>> BEGIN

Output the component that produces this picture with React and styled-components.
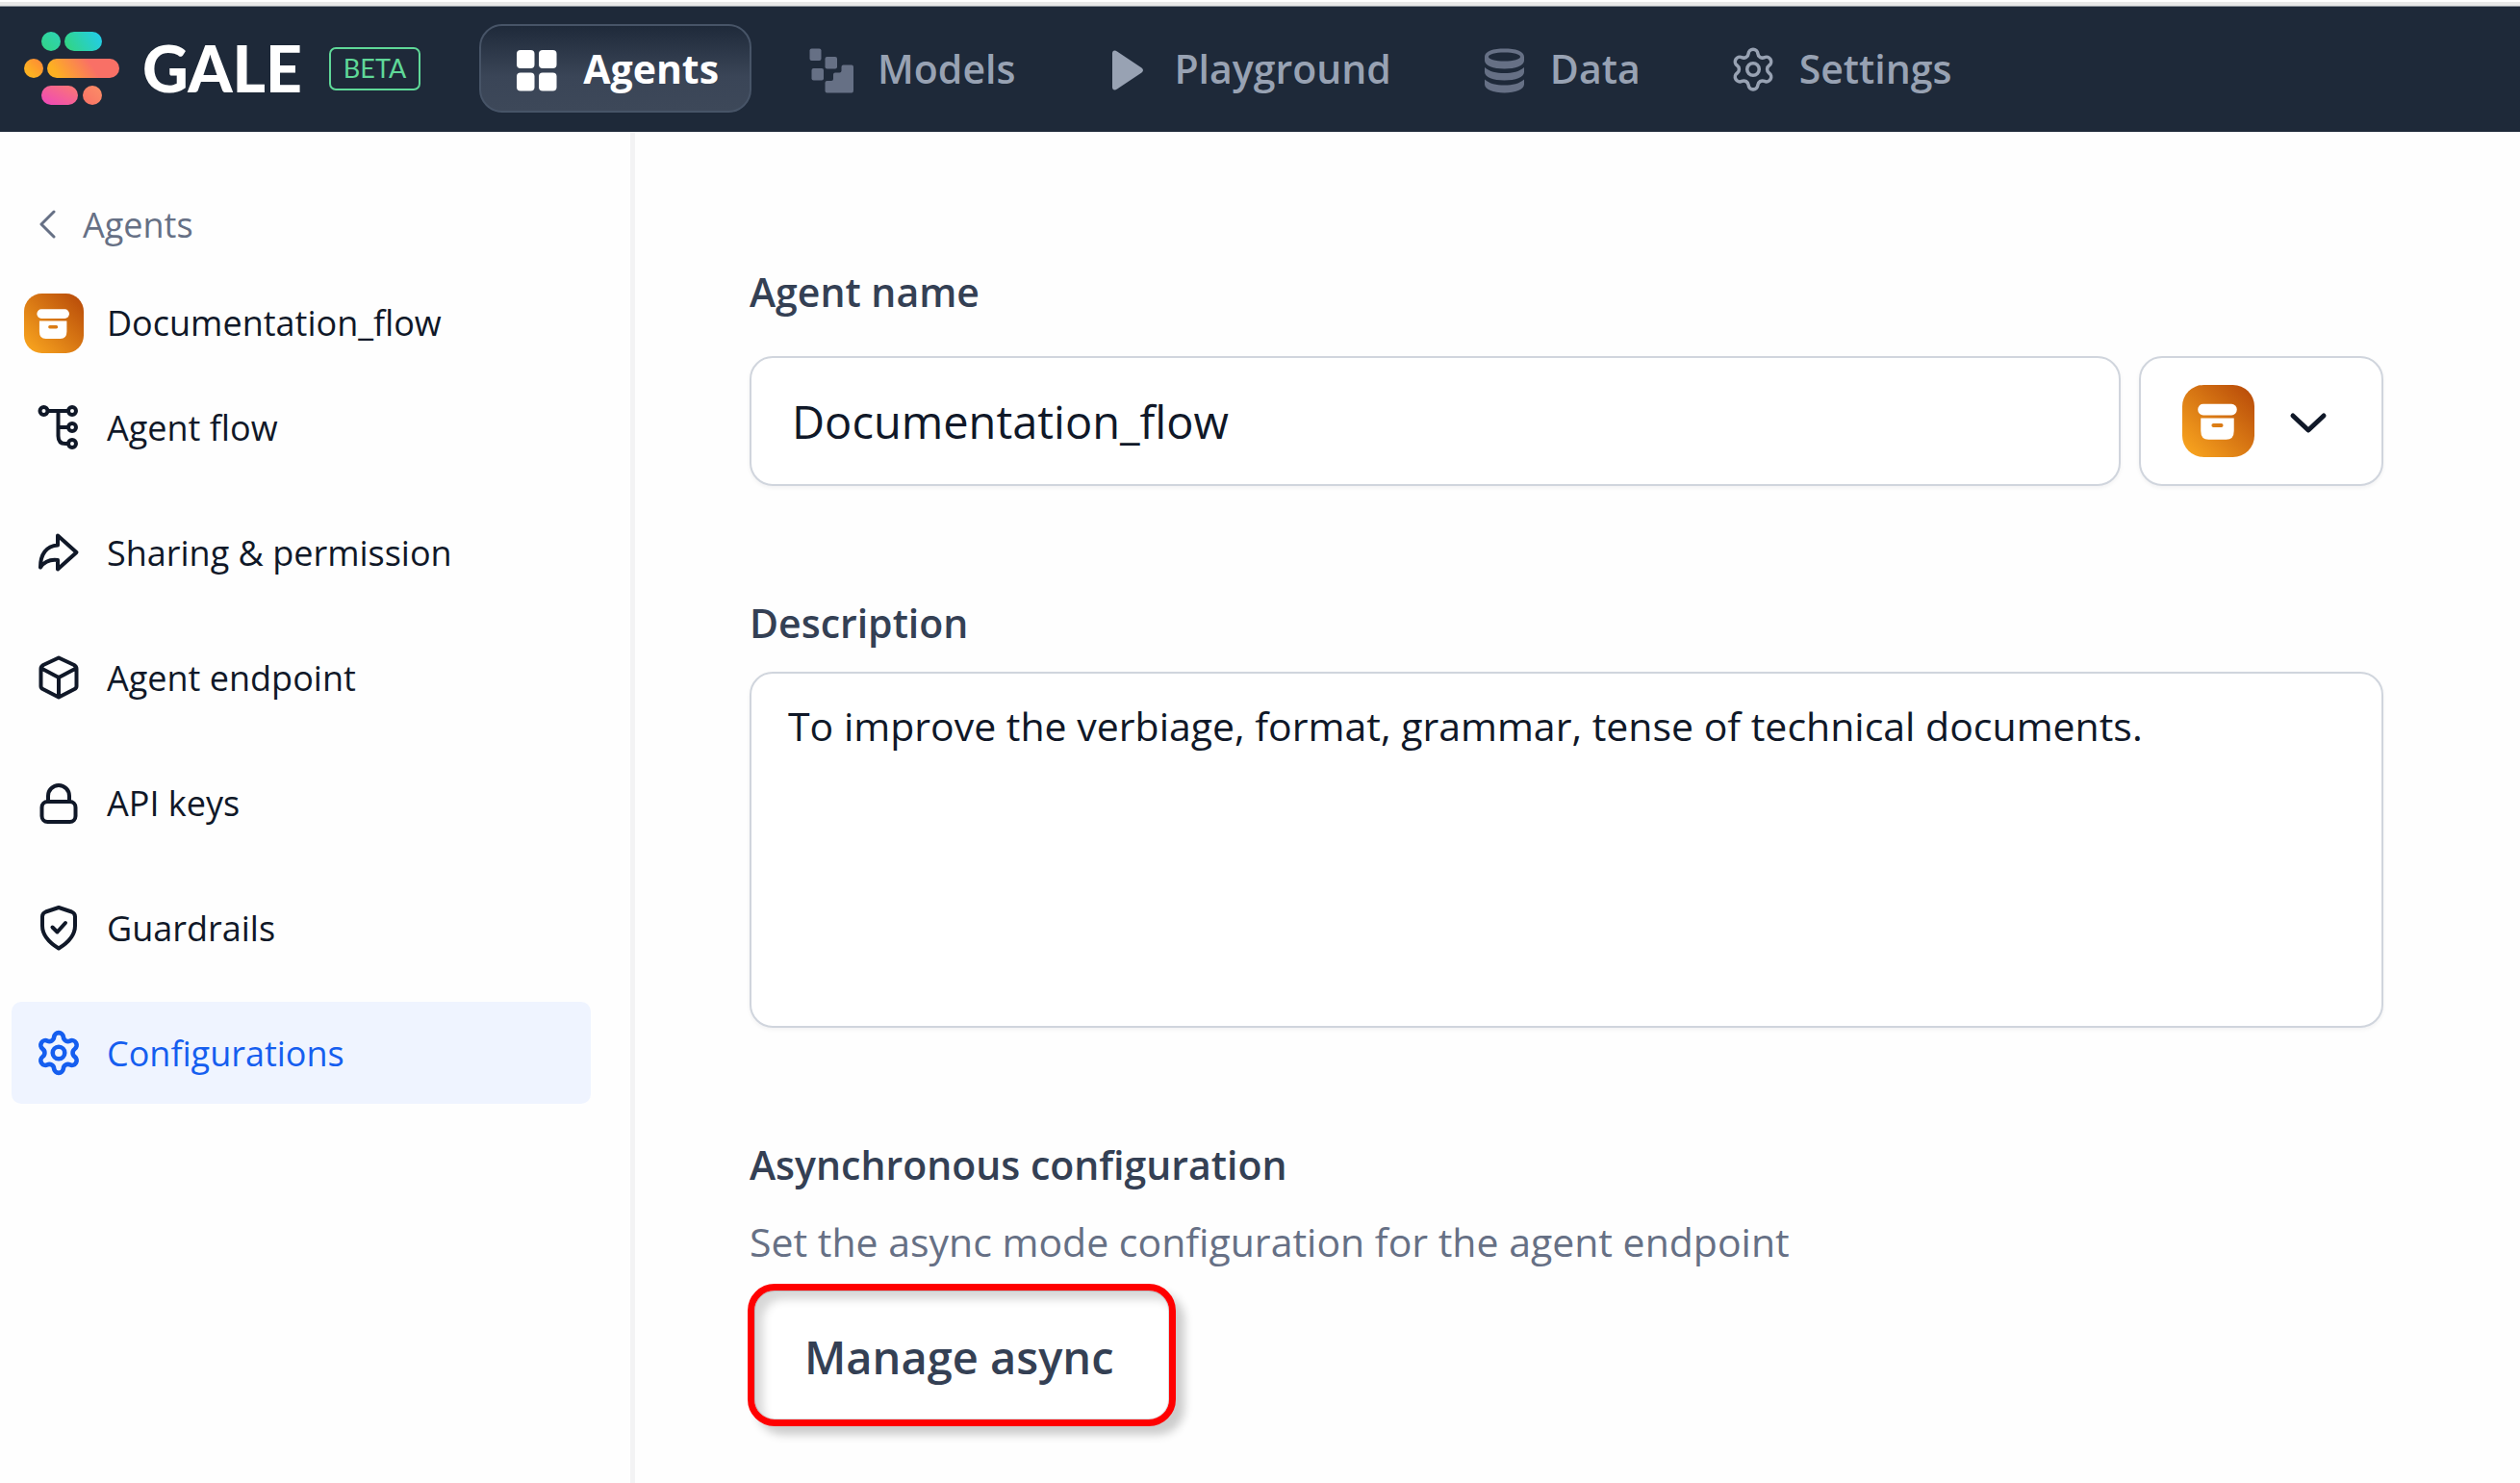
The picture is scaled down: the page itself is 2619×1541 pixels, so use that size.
import React from "react";
import styled, { createGlobalStyle } from "styled-components";
import { Settings } from "lucide-react";

const GlobalStyle = createGlobalStyle`
  *, *::before, *::after { box-sizing: border-box; }
  body {
    margin: 0;
    background: #fefefe;
    color: #101828;
    font-family: "Open Sans", "Noto Sans", sans-serif;
  }
  button, input, textarea { font: inherit; color: inherit; margin: 0; }
  a { color: inherit; text-decoration: none; }
`;

const Shell = styled.div`
  display: flex;
  flex-direction: column;
  min-height: 100vh;
`;

const Header = styled.header`
  display: flex;
  align-items: center;
  padding: 18px 25px 20px;
  background: #1e2939;
`;

const WindowEdge = styled.div`
  height: 7px;
  border-top: 2px solid #ffffff;
  border-bottom: 1px solid #8f959d;
  background: #e8e8e8;
`;

const Brand = styled.a`
  display: flex;
  align-items: center;
  margin-right: 61px;
`;

const BrandName = styled.span`
  margin: 0 28px 0 24px;
  color: #ffffff;
  font: 900 66px/76px Lato, sans-serif;
`;

const BetaTag = styled.span`
  display: flex;
  align-items: center;
  height: 45px;
  padding: 0 13px;
  border: 2px solid #5fd898;
  border-radius: 7px;
  color: #5fd898;
  font: 400 27px/40px Lato, sans-serif;
`;

const TopNav = styled.nav`
  display: flex;
  gap: 23px;
`;

const TopLink = styled.a`
  display: flex;
  align-items: center;
  gap: 24px;
  height: 92px;
  padding: 0 32px 0 34px;
  border: 2px solid ${(p) => (p.$active ? "#475467" : "transparent")};
  border-radius: 24px;
  background: ${(p) => (p.$active ? "linear-gradient(#1f2a3a, #3a4557 60%, #3d4859)" : "none")};
  color: ${(p) => (p.$active ? "#ffffff" : "#98a2b3")};
  font-size: 41px;
  font-weight: ${(p) => (p.$active ? 700 : 600)};
  line-height: 56px;
`;

const Glyph = styled.svg`
  flex: none;
  width: 48px;
  height: 48px;
  overflow: visible;
`;

const Body = styled.div`
  display: flex;
  flex: 1;
`;

const Sidebar = styled.aside`
  flex: none;
  width: 660px;
  padding: 63px 41px 24px 12px;
  border-right: 5px solid #f3f3f4;
`;

const BackLink = styled.a`
  display: flex;
  align-items: center;
  gap: 26px;
  height: 66px;
  padding-left: 28px;
  color: #667085;
  font-size: 36px;
`;

const AgentHeading = styled.div`
  display: flex;
  align-items: center;
  gap: 24px;
  margin: 39px 0 24px;
  padding-left: 13px;
  font-size: 36px;
  font-weight: 500;
  line-height: 48px;
`;

const SideNav = styled.nav`
  display: flex;
  flex-direction: column;
  gap: 24px;
`;

const SideLink = styled.a`
  display: flex;
  align-items: center;
  gap: 26px;
  height: 106px;
  padding: 0 25px;
  border-radius: 10px;
  background: ${(p) => (p.$active ? "#eff4ff" : "none")};
  color: ${(p) => (p.$active ? "#155eef" : "#101828")};
  font-size: 36px;
  font-weight: 500;
`;

const Main = styled.main`
  flex: 1;
  min-width: 0;
  padding: 138px 142px 60px 119px;
`;

const Form = styled.form`
  display: flex;
  flex-direction: column;
  gap: 114px;
`;

const Field = styled.section`
  display: flex;
  flex-direction: column;
  gap: ${(p) => p.$gap}px;
`;

const Label = styled.label`
  color: #344054;
  font-size: 41px;
  font-weight: 600;
  line-height: 56px;
`;

const InputRow = styled.div`
  display: flex;
  gap: 19px;
`;

const TextInput = styled.input`
  flex: 1;
  min-width: 0;
  height: 135px;
  padding: 0 42px;
  border: 2px solid #d0d5dd;
  border-radius: 24px;
  background: #ffffff;
  box-shadow: 0 2px 4px rgba(16, 24, 40, 0.05);
  font-size: 47px;
`;

const IconPicker = styled.button`
  display: flex;
  align-items: center;
  gap: 32px;
  padding: 0 52px 0 43px;
  border: 2px solid #d0d5dd;
  border-radius: 24px;
  background: #ffffff;
  box-shadow: 0 2px 4px rgba(16, 24, 40, 0.05);
`;

const TextArea = styled.textarea`
  display: block;
  width: 100%;
  height: 370px;
  padding: 24px 38px;
  border: 2px solid #d0d5dd;
  border-radius: 24px;
  background: #ffffff;
  box-shadow: 0 2px 4px rgba(16, 24, 40, 0.05);
  font-size: 41px;
  line-height: 60px;
  resize: none;
`;

const Heading = styled(Label)`
  margin: 0;
`;

const Hint = styled.p`
  margin: 0;
  color: #667085;
  font-size: 41px;
  line-height: 56px;
`;

const ManageButton = styled.button`
  align-self: flex-start;
  height: 148px;
  margin: -8px 0 0 -2px;
  padding: 4px 57px 0 52px;
  border: 7px solid #ff0000;
  border-radius: 28px;
  background: #ffffff;
  box-shadow:
    9px 9px 10px rgba(0, 0, 0, 0.2),
    inset 0 0 0 1px rgba(52, 64, 84, 0.18),
    inset 9px 9px 10px rgba(0, 0, 0, 0.16);
  color: #344054;
  font-size: 47px;
  font-weight: 600;
`;

function Logo() {
  return (
    <svg width="99" height="76" viewBox="0 0 99 76" aria-hidden="true">
      <defs>
        <linearGradient id="lg-green" gradientUnits="userSpaceOnUse" x1="46" y1="20" x2="80" y2="0">
          <stop offset="0" stopColor="#32d583" />
          <stop offset="1" stopColor="#22ccee" />
        </linearGradient>
        <linearGradient id="lg-dot" x1="0" y1="1" x2="1" y2="0">
          <stop offset="0" stopColor="#32d583" />
          <stop offset="1" stopColor="#2ed3b7" />
        </linearGradient>
        <linearGradient id="lg-amber" gradientUnits="userSpaceOnUse" x1="36" y1="48" x2="66" y2="28">
          <stop offset="0" stopColor="#fdb022" />
          <stop offset="1" stopColor="#f97066" />
        </linearGradient>
        <linearGradient id="lg-orange" x1="0" y1="1" x2="1" y2="0">
          <stop offset="0.3" stopColor="#fdb022" />
          <stop offset="1" stopColor="#fd853a" />
        </linearGradient>
        <linearGradient id="lg-pink" x1="0" y1="1" x2="1" y2="0">
          <stop offset="0" stopColor="#ee46bc" />
          <stop offset="1" stopColor="#fb7a70" />
        </linearGradient>
        <linearGradient id="lg-coral" x1="0" y1="1" x2="1" y2="0">
          <stop offset="0" stopColor="#f97066" />
          <stop offset="1" stopColor="#fb8f66" />
        </linearGradient>
      </defs>
      <circle cx="28" cy="10" r="10" fill="url(#lg-dot)" />
      <rect x="42" y="0" width="39" height="20" rx="10" fill="url(#lg-green)" />
      <circle cx="10" cy="38" r="10" fill="url(#lg-orange)" />
      <rect x="24" y="28" width="75" height="20" rx="10" fill="url(#lg-amber)" />
      <rect x="18" y="56" width="38" height="20" rx="10" fill="url(#lg-pink)" />
      <circle cx="71" cy="66" r="10" fill="url(#lg-coral)" />
    </svg>
  );
}

function AgentBadge({ size }) {
  const id = `badge-${size}`;
  return (
    <svg width={size} height={size} viewBox="0 0 74 74" aria-hidden="true">
      <defs>
        <linearGradient id={id} x1="0" y1="1" x2="1" y2="0">
          <stop offset="0.05" stopColor="#f9a51f" />
          <stop offset="1" stopColor="#b54708" />
        </linearGradient>
      </defs>
      <rect width="74" height="74" rx="22" fill={`url(#${id})`} />
      <rect x="16" y="19.500" width="40" height="11.500" rx="5.500" fill="#ffffff" />
      <path
        fill="#ffffff"
        fillRule="evenodd"
        d="M19 34H53V47Q53 56 45 56H27Q19 56 19 47ZM32 39.500a2 2 0 0 0 0 4h8a2 2 0 0 0 0-4Z"
      />
    </svg>
  );
}

function GridIcon() {
  return (
    <Glyph viewBox="0 0 48 48" fill="currentColor" aria-hidden="true">
      <rect x="3" y="5" width="18.500" height="19" rx="4" />
      <rect x="26" y="5" width="18.500" height="19" rx="4" />
      <rect x="3" y="28.500" width="18.500" height="19" rx="4" />
      <rect x="26" y="28.500" width="18.500" height="19" rx="4" />
    </Glyph>
  );
}

function ModelsIcon() {
  return (
    <Glyph viewBox="0 0 48 48" fill="#667085" aria-hidden="true">
      <rect x="1.500" y="3.500" width="12" height="12.500" rx="2" />
      <rect x="17.500" y="12" width="12.500" height="12.500" rx="2" />
      <rect x="3.500" y="24" width="12.500" height="12.500" rx="2" />
      <path d="M36.500 20.500H45Q47 20.500 47 22.500V47Q47 49.500 45 49.500H19.500Q17.500 49.500 17.500 47.500V39Q17.500 37 19.500 37H24Q26 37 26 35V30.500Q26 28.500 28 28.500H32.500Q34.500 28.500 34.500 26.500V22.500Q34.500 20.500 36.500 20.500Z" />
    </Glyph>
  );
}

function PlayIcon() {
  return (
    <Glyph viewBox="0 0 48 48" fill="currentColor" aria-hidden="true">
      <path d="M8 8.500C8 5.500 10.500 4.500 13 6.500L38.500 23.500Q41.500 26 38.500 28.500L13 45.500C10.500 47.500 8 46.500 8 43.500Z" />
    </Glyph>
  );
}

function DataIcon() {
  return (
    <Glyph viewBox="0 0 48 48" fill="#667085" aria-hidden="true">
      <path
        fillRule="evenodd"
        d="M4 12C4 6 13 3.500 24.500 3.500S45 6 45 12V16C45 21 36 24.500 24.500 24.500S4 21 4 16ZM8 12C8 14.500 15 16.500 24.500 16.500S41 14.500 41 12S34 7.500 24.500 7.500S8 9.500 8 12Z"
      />
      <path d="M4 23C9 27.500 16 29 24.500 29S40 27.500 45 23V28C45 33 36 36.500 24.500 36.500S4 33 4 28Z" />
      <path d="M4 35.500C9 40 16 41.500 24.500 41.500S40 40 45 35.500V40.500C45 46 36 49.500 24.500 49.500S4 46 4 40.500Z" />
    </Glyph>
  );
}

function LineIcon({ children }) {
  return (
    <Glyph
      viewBox="0 0 48 48"
      fill="none"
      stroke="currentColor"
      strokeWidth="4"
      strokeLinecap="round"
      strokeLinejoin="round"
      aria-hidden="true"
    >
      {children}
    </Glyph>
  );
}

const icons = {
  flow: (
    <LineIcon>
      <circle cx="8.500" cy="7" r="4" />
      <circle cx="38" cy="7" r="4" />
      <circle cx="38" cy="24" r="4" />
      <circle cx="38" cy="41" r="4" />
      <path d="M13 7H33M23.500 7V33Q23.500 41 31 41H33M23.500 24H33" />
    </LineIcon>
  ),
  share: (
    <LineIcon>
      <path d="M23 6.500L42.500 24L23 41.500V32C15 31 9.500 33 5 39.500C5 26 11 17.500 23 16.500Z" />
    </LineIcon>
  ),
  cube: (
    <LineIcon>
      <path d="M24 3.500L40 11Q42.500 12.500 42.500 15V33Q42.500 35 40.500 36L24 44.500L7.500 36Q5.500 35 5.500 33V15Q5.500 12.500 8 11ZM7 15L24 24L41 15M24 24V44" />
    </LineIcon>
  ),
  lock: (
    <LineIcon>
      <rect x="6.500" y="23" width="35" height="21" rx="6" />
      <path d="M13 23V17a11 11 0 0 1 22 0v6" />
    </LineIcon>
  ),
  shield: (
    <LineIcon>
      <path d="M24 3L37.500 7.500Q41 9 41 12.500V22C41 33 33 40 24 45.500C15 40 7 33 7 22V12.500Q7 9 10.500 7.500ZM17.500 23.500L22.500 28.500L31 19" />
    </LineIcon>
  ),
  cog: <Settings size={48} viewBox="0.5 0.5 23 23" strokeWidth={2.2} aria-hidden="true" />,
};

const topLinks = [
  { label: "Agents", icon: <GridIcon />, active: true },
  { label: "Models", icon: <ModelsIcon /> },
  { label: "Playground", icon: <PlayIcon /> },
  { label: "Data", icon: <DataIcon /> },
  { label: "Settings", icon: <Settings size={48} viewBox="0.5 0 23 23" strokeWidth={1.7} aria-hidden="true" /> },
];

const sideLinks = [
  { label: "Agent flow", icon: "flow" },
  { label: "Sharing & permission", icon: "share" },
  { label: "Agent endpoint", icon: "cube" },
  { label: "API keys", icon: "lock" },
  { label: "Guardrails", icon: "shield" },
  { label: "Configurations", icon: "cog", active: true },
];

export default function App() {
  return (
    <Shell>
      <GlobalStyle />
      <WindowEdge />
      <Header>
        <Brand href="#home">
          <Logo />
          <BrandName>GALE</BrandName>
          <BetaTag>BETA</BetaTag>
        </Brand>
        <TopNav aria-label="Primary">
          {topLinks.map((link) => (
            <TopLink key={link.label} href={`#${link.label.toLowerCase()}`} $active={link.active}>
              {link.icon}
              {link.label}
            </TopLink>
          ))}
        </TopNav>
      </Header>
      <Body>
        <Sidebar>
          <BackLink href="#agents">
            <svg width="20" height="30" viewBox="0 0 20 30" fill="none" stroke="currentColor" strokeWidth="3" strokeLinecap="round" strokeLinejoin="round" aria-hidden="true">
              <path d="M16 2L3 15L16 28" />
            </svg>
            Agents
          </BackLink>
          <AgentHeading>
            <AgentBadge size={62} />
            Documentation_flow
          </AgentHeading>
          <SideNav aria-label="Agent">
            {sideLinks.map((link) => (
              <SideLink key={link.label} href={`#${link.icon}`} $active={link.active}>
                {icons[link.icon]}
                {link.label}
              </SideLink>
            ))}
          </SideNav>
        </Sidebar>
        <Main>
          <Form onSubmit={(event) => event.preventDefault()}>
            <Field $gap={39}>
              <Label htmlFor="agent-name">Agent name</Label>
              <InputRow>
                <TextInput id="agent-name" type="text" defaultValue="Documentation_flow" />
                <IconPicker type="button" aria-label="Choose icon" aria-haspopup="listbox">
                  <AgentBadge size={75} />
                  <svg width="48" height="48" viewBox="0 0 48 48" fill="none" stroke="#101828" strokeWidth="5" strokeLinecap="round" strokeLinejoin="round" aria-hidden="true">
                    <path d="M8 18L24 33L40 18" />
                  </svg>
                </IconPicker>
              </InputRow>
            </Field>
            <Field $gap={23}>
              <Label htmlFor="agent-description">Description</Label>
              <TextArea
                id="agent-description"
                spellCheck={false}
                defaultValue="To improve the verbiage, format, grammar, tense of technical documents."
              />
            </Field>
            <Field $gap={24}>
              <Heading as="h2">Asynchronous configuration</Heading>
              <Hint>Set the async mode configuration for the agent endpoint</Hint>
              <ManageButton type="button">Manage async</ManageButton>
            </Field>
          </Form>
        </Main>
      </Body>
    </Shell>
  );
}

>> END

* [TO DO]
Looking at the data above, how many lines hold the word "that"? Respond with the number alone.

* [THE OUTPUT]
2